1. Louisville. I think we can all agree here -- the Cardinals will go into the season as the prohibitive favorite to win the Big East. Teddy Bridgewater returns, along with just about every starter on a team that beat Florida in the Sugar Bowl. Get ready for this team to try to make another run.
2. Cincinnati. I know the Bearcats have had a coaching change, but I like that the core nucleus returns. Cincinnati should have the best offensive line in the league; Brendon Kay got his sixth year, and so did emerging middle linebacker Greg Blair. While there are major players who have to be replaced, Cincinnati showed this year it has players to step right in and get the job done.
3. Rutgers. I honestly think this might be too high for the Scarlet Knights. I may just still be suffering from sitting through the entire Russell Athletic Bowl. But there are major questions that have to be answered -- is Gary Nova any better at quarterback? Can Savon Huggins step right in for Jawan Jamison? Who steps up on a defense that loses its biggest playmakers? Far too many unknowns.

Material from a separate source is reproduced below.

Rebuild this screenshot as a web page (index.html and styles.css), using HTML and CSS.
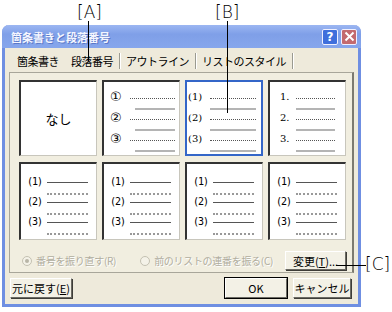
FILE: index.html
```html
<!DOCTYPE html>
<html lang="ja">
<head>
    <meta charset="UTF-8">
    <title>箇条書きと段落番号</title>
    <link rel="stylesheet" href="styles.css">
</head>
<body>

    <div class="dialog">
        <div class="titlebar">
            <span class="title">箇条書きと段落番号</span>
            <span class="tb-btn help">?</span>
            <span class="tb-btn close">
                <svg width="11" height="11" viewBox="0 0 11 11"><path d="M1.5 1.5 L9.5 9.5 M9.5 1.5 L1.5 9.5" stroke="#fff" stroke-width="2"/></svg>
            </span>
        </div>

        <div class="tabs">
            <span class="tab">箇条書き</span>
            <span class="tab active">段落番号</span>
            <span class="tab">アウトライン</span>
            <span class="tab">リストのスタイル</span>
        </div>

        <div class="panel">
            <div class="gallery">
                <div class="cell none">なし</div>

                <div class="cell list circled">
                    <div class="item"><span class="num">①</span><span class="ln"></span><span class="sub"></span></div>
                    <div class="item"><span class="num">②</span><span class="ln"></span><span class="sub"></span></div>
                    <div class="item"><span class="num">③</span><span class="ln"></span><span class="sub"></span></div>
                </div>

                <div class="cell list paren selected">
                    <div class="item"><span class="num">(1)</span><span class="ln"></span><span class="sub"></span></div>
                    <div class="item"><span class="num">(2)</span><span class="ln"></span><span class="sub"></span></div>
                    <div class="item"><span class="num">(3)</span><span class="ln"></span><span class="sub"></span></div>
                </div>

                <div class="cell list period">
                    <div class="item"><span class="num">1.</span><span class="ln"></span><span class="sub"></span></div>
                    <div class="item"><span class="num">2.</span><span class="ln"></span><span class="sub"></span></div>
                    <div class="item"><span class="num">3.</span><span class="ln"></span><span class="sub"></span></div>
                </div>

                <div class="cell list wide">
                    <div class="item"><span class="num">(1)</span><span class="ln"></span><span class="sub"></span></div>
                    <div class="item"><span class="num">(2)</span><span class="ln"></span><span class="sub"></span></div>
                    <div class="item"><span class="num">(3)</span><span class="ln"></span><span class="sub"></span></div>
                </div>

                <div class="cell list wide">
                    <div class="item"><span class="num">(1)</span><span class="ln"></span><span class="sub"></span></div>
                    <div class="item"><span class="num">(2)</span><span class="ln"></span><span class="sub"></span></div>
                    <div class="item"><span class="num">(3)</span><span class="ln"></span><span class="sub"></span></div>
                </div>

                <div class="cell list wide">
                    <div class="item"><span class="num">(1)</span><span class="ln"></span><span class="sub"></span></div>
                    <div class="item"><span class="num">(2)</span><span class="ln"></span><span class="sub"></span></div>
                    <div class="item"><span class="num">(3)</span><span class="ln"></span><span class="sub"></span></div>
                </div>

                <div class="cell list wide">
                    <div class="item"><span class="num">(1)</span><span class="ln"></span><span class="sub"></span></div>
                    <div class="item"><span class="num">(2)</span><span class="ln"></span><span class="sub"></span></div>
                    <div class="item"><span class="num">(3)</span><span class="ln"></span><span class="sub"></span></div>
                </div>
            </div>

            <div class="options">
                <span class="radio checked"></span>
                <span class="opt-label first">番号を振り直す(R)</span>
                <span class="radio"></span>
                <span class="opt-label">前のリストの連番を振る(C)</span>
                <button class="btn change">変更(<u>T</u>)...</button>
            </div>
        </div>

        <div class="footer">
            <button class="btn reset">元に戻す(<u>E</u>)</button>
            <button class="btn ok">OK</button>
            <button class="btn cancel">キャンセル</button>
        </div>
    </div>

    <!-- callouts -->
    <div class="callout label-a">[A]</div>
    <div class="callout-line line-a"></div>
    <div class="callout label-b">[B]</div>
    <div class="callout-line line-b"></div>
    <div class="callout label-c">[C]</div>
    <div class="callout-line line-c"></div>

</body>
</html>
```

FILE: styles.css
```css
body {
    margin: 0;
    width: 392px;
    height: 312px;
    background: #fff;
    position: relative;
    font-family: "Noto Sans CJK JP", "DejaVu Sans", sans-serif;
    font-size: 11px;
    color: #000;
    overflow: hidden;
}

.dialog {
    box-sizing: border-box;
    margin: 25px 0 0 2px;
    width: 359px;
    height: 282px;
    border: 3px solid #6f8fe2;
    border-top: none;
    border-radius: 7px 7px 0 0;
    background: #eeeadb;
    display: flex;
    flex-direction: column;
}

.titlebar {
    height: 23px;
    margin: 0 -3px;
    padding: 0 4px 0 9px;
    border-radius: 7px 7px 0 0;
    background: linear-gradient(#9cb6f2, #7f9fe8 40%, #86a6ec);
    display: flex;
    align-items: center;
    gap: 3px;
}

.title {
    flex: 1;
    color: #f4f6ff;
    font-weight: bold;
    font-size: 11px;
    text-shadow: 1px 1px 0 #5a78c8;
}

.tb-btn {
    box-sizing: border-box;
    width: 16px;
    height: 16px;
    border: 1px solid #f0f0ff;
    border-radius: 2px;
    display: flex;
    align-items: center;
    justify-content: center;
    color: #fff;
    font-weight: bold;
    font-size: 12px;
    font-family: "DejaVu Sans", sans-serif;
}

.help {
    background: #3f6fdc;
}

.close {
    background: #c36a6e;
}

.tabs {
    display: flex;
    height: 22px;
    margin-top: 2px;
    padding-left: 6px;
    align-items: center;
}

.tab {
    padding: 0 6px;
    height: 16px;
    line-height: 16px;
    letter-spacing: -0.5px;
}

.tab.active,
.tab:nth-child(3),
.tab:nth-child(4) {
    border-right: 1px solid #9a9a90;
    box-shadow: 1px 0 0 #fff;
}

.panel {
    box-sizing: border-box;
    height: 201px;
    margin: 0 4px 0 4px;
    border: 1px solid #a8a69a;
    border-right: 2px solid #7c7a70;
    padding: 7px 0 0 9px;
    background: #f1eee0;
}

.gallery {
    display: grid;
    grid-template-columns: repeat(4, 78px);
    grid-template-rows: 76px 78px;
    column-gap: 5px;
    row-gap: 6px;
}

.cell {
    box-sizing: border-box;
    background: #fff;
    border-top: 2px solid #333;
    border-left: 2px solid #333;
    border-right: 1px solid #c8c6bc;
    border-bottom: 1px solid #c8c6bc;
}

.cell.none {
    display: flex;
    align-items: center;
    justify-content: center;
    font-size: 13px;
}

.cell.selected {
    border: 2px solid #3466c8;
}

.list {
    padding: 9px 4px 0 6px;
}

.item {
    display: grid;
    grid-template-columns: 14px 1fr;
    column-gap: 6px;
    height: 21px;
}

.num {
    font-family: "DejaVu Serif", serif;
    font-size: 10px;
    line-height: 12px;
    color: #000;
}

.ln {
    align-self: center;
    border-top: 1px dotted #555;
}

.sub {
    grid-column: 2;
    margin: 3px 0 0 5px;
    border-top: 2px solid #b4b4b4;
}

.circled .num {
    font-family: "DejaVu Sans", sans-serif;
    font-size: 13px;
    line-height: 12px;
}

.paren {
    padding: 9px 5px 0 1px;
}

.paren .item {
    grid-template-columns: 18px 1fr;
    column-gap: 4px;
}

.paren .sub {
    margin-left: 0;
}

.period {
    padding: 9px 10px 0 10px;
}

.period .item {
    grid-template-columns: 12px 1fr;
    column-gap: 4px;
}

.period .sub {
    margin-left: 0;
}

.wide {
    padding: 12px 8px 0 6px;
}

.wide .item {
    grid-template-columns: 18px 1fr;
    column-gap: 2px;
    height: 20px;
}

.wide .num {
    font-family: "DejaVu Sans Mono", monospace;
    font-size: 10px;
    letter-spacing: -1px;
}

.wide .ln {
    border-top: 1px solid #555;
}

.wide .sub {
    margin-left: 0;
    border-top: 2px dotted #999;
}

.options {
    display: flex;
    align-items: center;
    height: 19px;
    margin-top: 11px;
    padding-left: 3px;
    color: #b0ad9e;
    white-space: nowrap;
}

.radio {
    flex: none;
    box-sizing: border-box;
    width: 10px;
    height: 10px;
    border: 1px solid #c4c1b2;
    border-radius: 50%;
    background: #f4f2e8;
    margin-right: 4px;
    display: flex;
    align-items: center;
    justify-content: center;
}

.radio.checked::after {
    content: "";
    width: 4px;
    height: 4px;
    border-radius: 50%;
    background: #b8b5a6;
}

.opt-label {
    font-size: 10px;
    letter-spacing: -0.3px;
    text-shadow: 1px 1px 0 #fff;
}

.opt-label.first {
    margin-right: 24px;
}

.btn {
    box-sizing: border-box;
    height: 19px;
    padding: 0;
    background: #f3f1e6;
    border: 1px solid #fff;
    border-right-color: #6b6a63;
    border-bottom-color: #6b6a63;
    box-shadow: 1px 1px 0 #3e3d38;
    font-family: "Noto Sans CJK JP", sans-serif;
    font-size: 11px;
    color: #000;
    line-height: 16px;
    white-space: nowrap;
}

.btn u {
    text-decoration: underline;
}

.change {
    width: 61px;
    margin-left: auto;
    margin-right: 6px;
}

.footer {
    display: flex;
    margin-top: 5px;
    padding: 0 7px 0 5px;
    gap: 6px;
}

.reset {
    width: 62px;
    height: 20px;
}

.ok {
    width: 62px;
    height: 20px;
    margin-left: auto;
    outline: 1px solid #000;
}

.cancel {
    width: 58px;
    height: 20px;
}

.callout {
    position: absolute;
    font-family: "DejaVu Sans", sans-serif;
    font-size: 17px;
    font-weight: 300;
    line-height: 18px;
}

.callout-line {
    position: absolute;
    background: #000;
}

.label-a {
    left: 77px;
    top: 3px;
}

.line-a {
    left: 88px;
    top: 21px;
    width: 1px;
    height: 40px;
}

.label-b {
    left: 215px;
    top: 3px;
}

.line-b {
    left: 227px;
    top: 21px;
    width: 1px;
    height: 92px;
}

.label-c {
    left: 365px;
    top: 255px;
}

.line-c {
    left: 336px;
    top: 265px;
    width: 30px;
    height: 1px;
}
```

4. UCF. I like Blake Bortles, and I like Storm Johnson, and the Knights are coming off a 10-win season as they join the Big East. To me, they are the best looking of the newcomers. Key players on defense have to be replaced, and don't forget that this team could be serving a postseason ban.

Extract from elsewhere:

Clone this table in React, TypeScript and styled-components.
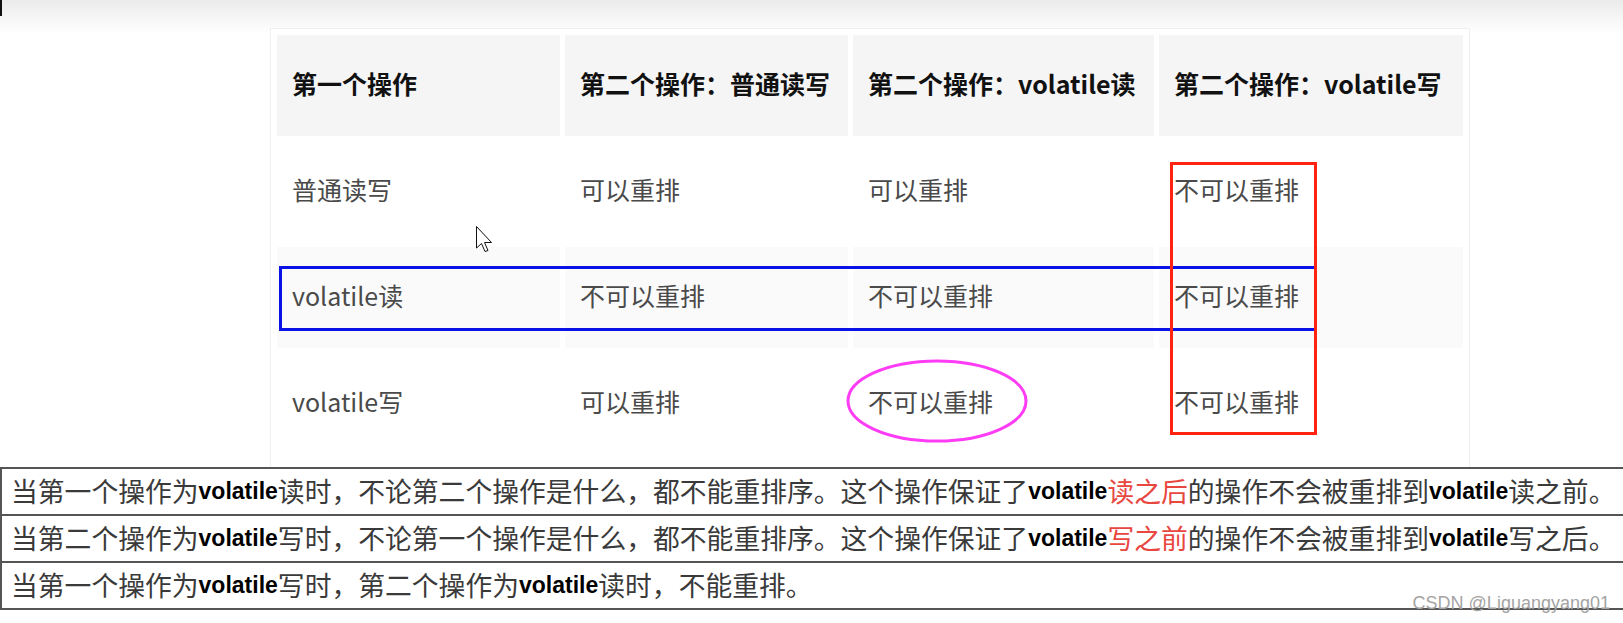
import styled, { createGlobalStyle } from "styled-components";

const GlobalStyle = createGlobalStyle`
  html, body {
    margin: 0;
    padding: 0;
  }
  body {
    width: 1623px;
    height: 623px;
    overflow: hidden;
    background: linear-gradient(to bottom, #ebebeb 0px, #f6f6f6 18px, #ffffff 34px) no-repeat;
    font-family: "Noto Sans CJK SC", "Noto Sans", sans-serif;
  }
`;

const Page = styled.div`
  position: relative;
  width: 1623px;
  height: 623px;
  padding-top: 28px;
  box-sizing: border-box;
`;

const Caret = styled.div`
  position: absolute;
  left: 0;
  top: 0;
  width: 2px;
  height: 16px;
  background: #111;
`;

const TableFrame = styled.div`
  margin-left: 270px;
  width: 1200px;
  height: 439px;
  box-sizing: border-box;
  border: 1px solid #efefef;
  border-bottom: none;
  padding: 1px;
  background: #fff;
  overflow: hidden;
`;

const Grid = styled.table`
  border-collapse: separate;
  border-spacing: 5px;
  table-layout: fixed;
  width: 1196px;
`;

const HeadCell = styled.th<{ $w: number }>`
  width: ${(p) => p.$w}px;
  height: 101px;
  box-sizing: border-box;
  padding: 0 14px 5px 15px;
  background: #f5f5f5;
  text-align: left;
  vertical-align: middle;
  font-size: 25px;
  font-weight: 700;
  color: #111;
  white-space: nowrap;
`;

const BodyCell = styled.td<{ $shade?: boolean }>`
  height: 101px;
  box-sizing: border-box;
  padding: 0 14px 5px 15px;
  background: ${(p) => (p.$shade ? "#fafafa" : "#ffffff")};
  vertical-align: middle;
  font-size: 25px;
  color: #4a4a4a;
  white-space: nowrap;
`;

const Notes = styled.div`
  width: 100%;
  box-sizing: border-box;
  border-left: 2px solid #555;
  border-top: 2px solid #555;
`;

const NoteRow = styled.div`
  height: 47px;
  box-sizing: border-box;
  border-bottom: 2px solid #555;
  display: flex;
  align-items: center;
  padding-left: 9px;
  font-size: 26.8px;
  line-height: 1;
  color: #3a3a3a;
  white-space: nowrap;
`;

const Kw = styled.span`
  font-family: "Liberation Sans", Arial, sans-serif;
  font-weight: 700;
  font-size: 23px;
  color: #000;
`;

const Hot = styled.span`
  color: #e8473f;
`;

const Overlay = styled.svg`
  position: absolute;
  left: 0;
  top: 0;
  pointer-events: none;
`;

const Watermark = styled.div`
  position: absolute;
  right: 13px;
  top: 593px;
  font-family: "Liberation Sans", Arial, sans-serif;
  font-size: 18px;
  line-height: 20px;
  color: #a4a4a4;
`;

const cols = [283, 283, 301, 304];
const heads = ["第一个操作", "第二个操作：普通读写", "第二个操作：volatile读", "第二个操作：volatile写"];
const rows = [
  ["普通读写", "可以重排", "可以重排", "不可以重排"],
  ["volatile读", "不可以重排", "不可以重排", "不可以重排"],
  ["volatile写", "可以重排", "不可以重排", "不可以重排"],
];

export default function App() {
  return (
    <>
      <GlobalStyle />
      <Page>
        <Caret />
        <TableFrame>
          <Grid>
            <thead>
              <tr>
                {heads.map((h, i) => (
                  <HeadCell key={h} $w={cols[i]}>
                    {h}
                  </HeadCell>
                ))}
              </tr>
            </thead>
            <tbody>
              {rows.map((r, ri) => (
                <tr key={ri}>
                  {r.map((c, ci) => (
                    <BodyCell key={ci} $shade={ri === 1}>
                      {c}
                    </BodyCell>
                  ))}
                </tr>
              ))}
            </tbody>
          </Grid>
        </TableFrame>
        <Notes>
          <NoteRow>
            当第一个操作为<Kw>volatile</Kw>读时，不论第二个操作是什么，都不能重排序。这个操作保证了
            <Kw>volatile</Kw>
            <Hot>读之后</Hot>的操作不会被重排到<Kw>volatile</Kw>读之前。
          </NoteRow>
          <NoteRow>
            当第二个操作为<Kw>volatile</Kw>写时，不论第一个操作是什么，都不能重排序。这个操作保证了
            <Kw>volatile</Kw>
            <Hot>写之前</Hot>的操作不会被重排到<Kw>volatile</Kw>写之后。
          </NoteRow>
          <NoteRow>
            当第一个操作为<Kw>volatile</Kw>写时，第二个操作为<Kw>volatile</Kw>读时，不能重排。
          </NoteRow>
        </Notes>
        <Overlay width="1623" height="623" viewBox="0 0 1623 623">
          <rect x="280.5" y="267.5" width="1035" height="62" fill="none" stroke="#0a12e6" strokeWidth="3" />
          <rect x="1171.5" y="163.5" width="144" height="270" fill="none" stroke="#ff2410" strokeWidth="3" />
          <ellipse cx="937" cy="401" rx="89" ry="40" fill="none" stroke="#ff3cf5" strokeWidth="3" />
          <path
            d="M476.5 226.5 L476.5 248 L481.5 243.5 L485 251.5 L488 250.5 L484.5 242.5 L491.5 242.5 Z"
            fill="#fff"
            stroke="#111"
            strokeWidth="1"
            strokeLinejoin="round"
          />
        </Overlay>
        <Watermark>CSDN @Liguangyang01</Watermark>
      </Page>
    </>
  );
}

5. San Diego State. The Aztecs return a majority of their starters, including Mountain West Offensive Player of the Year Adam Muema, who ran for 1,458 yards and 16 touchdowns this year. I watched their San Diego County Credit Union Poinsettia Bowl meltdown from start to finish. My takeaway -- if this team wants to make a serious run, it needs much better play out of quarterback Adam Dingwell.

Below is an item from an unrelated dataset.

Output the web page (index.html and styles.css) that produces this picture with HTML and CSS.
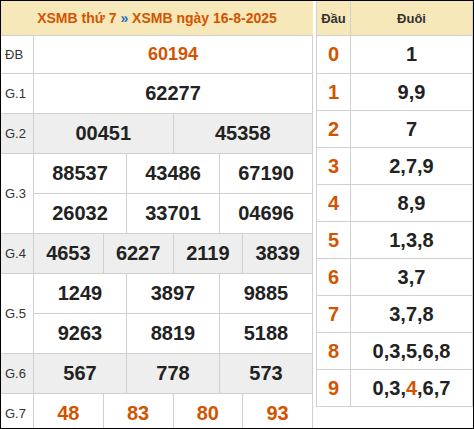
FILE: index.html
```html
<!DOCTYPE html>
<html lang="vi">
<head>
<meta charset="utf-8">
<title>XSMB ngày 16-8-2025</title>
<link rel="stylesheet" href="styles.css">
</head>
<body>
<div class="frame">
  <div class="wrap">
    <section class="results">
      <div class="title"><span class="hl">XSMB thứ 7</span> <span class="sep">»</span> <span class="hl">XSMB ngày 16-8-2025</span></div>
      <div class="grid">
        <div class="lbl">ĐB</div>
        <div class="c s12 special">60194</div>

        <div class="lbl">G.1</div>
        <div class="c s12">62277</div>

        <div class="lbl alt">G.2</div>
        <div class="c s6 alt">00451</div>
        <div class="c s6 alt">45358</div>

        <div class="lbl r2">G.3</div>
        <div class="c s4">88537</div>
        <div class="c s4">43486</div>
        <div class="c s4">67190</div>
        <div class="c s4">26032</div>
        <div class="c s4">33701</div>
        <div class="c s4">04696</div>

        <div class="lbl alt">G.4</div>
        <div class="c s3 alt">4653</div>
        <div class="c s3 alt">6227</div>
        <div class="c s3 alt">2119</div>
        <div class="c s3 alt">3839</div>

        <div class="lbl r2">G.5</div>
        <div class="c s4">1249</div>
        <div class="c s4">3897</div>
        <div class="c s4">9885</div>
        <div class="c s4">9263</div>
        <div class="c s4">8819</div>
        <div class="c s4">5188</div>

        <div class="lbl alt">G.6</div>
        <div class="c s4 alt">567</div>
        <div class="c s4 alt">778</div>
        <div class="c s4 alt">573</div>

        <div class="lbl">G.7</div>
        <div class="c s3 red">48</div>
        <div class="c s3 red">83</div>
        <div class="c s3 red">80</div>
        <div class="c s3 red">93</div>
      </div>
    </section>

    <section class="loto">
      <div class="th">Đầu</div><div class="th">Đuôi</div>
      <div class="hd">0</div><div class="tl">1</div>
      <div class="hd">1</div><div class="tl">9,9</div>
      <div class="hd">2</div><div class="tl">7</div>
      <div class="hd">3</div><div class="tl">2,7,9</div>
      <div class="hd">4</div><div class="tl">8,9</div>
      <div class="hd">5</div><div class="tl">1,3,8</div>
      <div class="hd">6</div><div class="tl">3,7</div>
      <div class="hd">7</div><div class="tl">3,7,8</div>
      <div class="hd">8</div><div class="tl">0,3,5,6,8</div>
      <div class="hd">9</div><div class="tl">0,3,<span class="red">4</span>,6,7</div>
    </section>
  </div>
</div>
</body>
</html>
```

FILE: styles.css
```css
* { box-sizing: border-box; }

body {
  margin: 0;
  background: #fff;
  font-family: "Liberation Sans", Arial, sans-serif;
  color: #222;
}

.frame {
  width: 474px;
  height: 429px;
  border: 1px solid #000;
  overflow: hidden;
  background: #fff;
}

.wrap {
  display: flex;
  align-items: flex-start;
  gap: 3px;
}

/* ---------- results table ---------- */
.results {
  width: 312px;
  flex: none;
}

.title {
  height: 34px;
  line-height: 34px;
  background: #f7e8ba;
  text-align: center;
  font-size: 14px;
  font-weight: bold;
  color: #d35400;
  white-space: nowrap;
}

.title .sep { color: #1f6fc2; }

.grid {
  display: grid;
  grid-template-columns: 32px repeat(12, 1fr);
  grid-template-rows: 37px repeat(9, 39px);
  gap: 1px;
  background: #d0d0d0;
  border-top: 1px solid #d0d0d0;
  border-right: 1px solid #d0d0d0;
}

.lbl {
  background: #fff;
  display: flex;
  align-items: center;
  padding-left: 4px;
  font-size: 13px;
  color: #333;
}

.r2 { grid-row: span 2; }

.c {
  background: #fff;
  display: flex;
  align-items: center;
  justify-content: center;
  font-size: 20px;
  font-weight: bold;
  color: #222;
}

.s12 { grid-column: span 12; }
.s6 { grid-column: span 6; }
.s4 { grid-column: span 4; }
.s3 { grid-column: span 3; }

.alt { background: #eeeeee; }

.special {
  font-size: 18px;
  color: #d35400;
}

.red { color: #d35400; }

/* ---------- loto table ---------- */
.loto {
  width: 157px;
  flex: none;
  display: grid;
  grid-template-columns: 33px 1fr;
  grid-template-rows: 34px 37px repeat(9, 36px);
  gap: 1px;
  background: #d0d0d0;
  border: 1px solid #d0d0d0;
  border-top: 0;
}

.th {
  background: #f7e8ba;
  display: flex;
  align-items: center;
  justify-content: center;
  font-size: 13px;
  font-weight: bold;
  color: #333;
}

.hd,
.tl {
  background: #fff;
  display: flex;
  align-items: center;
  justify-content: center;
  font-size: 20px;
  font-weight: bold;
}

.hd { color: #d35400; }
.tl { color: #222; }
```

6. USF. In all honesty, the Bulls could be lower, given their performance the past two years. They have no quarterback. No running back. Questions all over the place on defense. And a new coach. Willie Taggart is going to need some time to change the program, but I think there is enough talent at some of the skill positions and up front for the Bulls to be more competitive in 2013.
7. Connecticut. Considering the best players on defense are gone, it is hard to believe the Huskies will be much improved in 2013 over 2012. The defense was the best part of this team, and now it must replace the Big East leader in sacks, (Trevardo Williams), along with Sio Moore, Blidi Wreh-Wilson, Jory Johnson and Dwayne Gratz. Offensively, this group needs an overhaul. Will it get one before it's too late?
8. Houston. The Cougars had a rough first year under new coach Tony Levine, finishing 5-7 in 2012. But there are some key players returning and a new offensive coordinator who should help steady the ship. Watch out for cornerback Trevon Stewart, named a FWAA freshman All-American.
9. Temple. I think the Owls have a chance to make some major leaps up this list depending on how spring practice shakes out. There is a new coach in town in Matt Rhule, who knows better than anyone what it takes to win at Temple. He needs to make a decision at quarterback and find a running back, for starters.
10. SMU. I do not have much hope for the Mustangs in Year 1, at least not yet. This team is taking bigger losses than any Big East newcomer. Starting running back Zach Line is gone. So are defensive standouts Margus Hunt, Ja'Gared Davis and Taylor Reed.
11. Memphis. The Tigers made marked improvement in 2012 under Justin Fuente, going 4-8 -- including a three-game winning streak to end the season. Seventeen starters return, including quarterback Jacob Karam, so the Tigers definitely have momentum going into Year 1 in the Big East.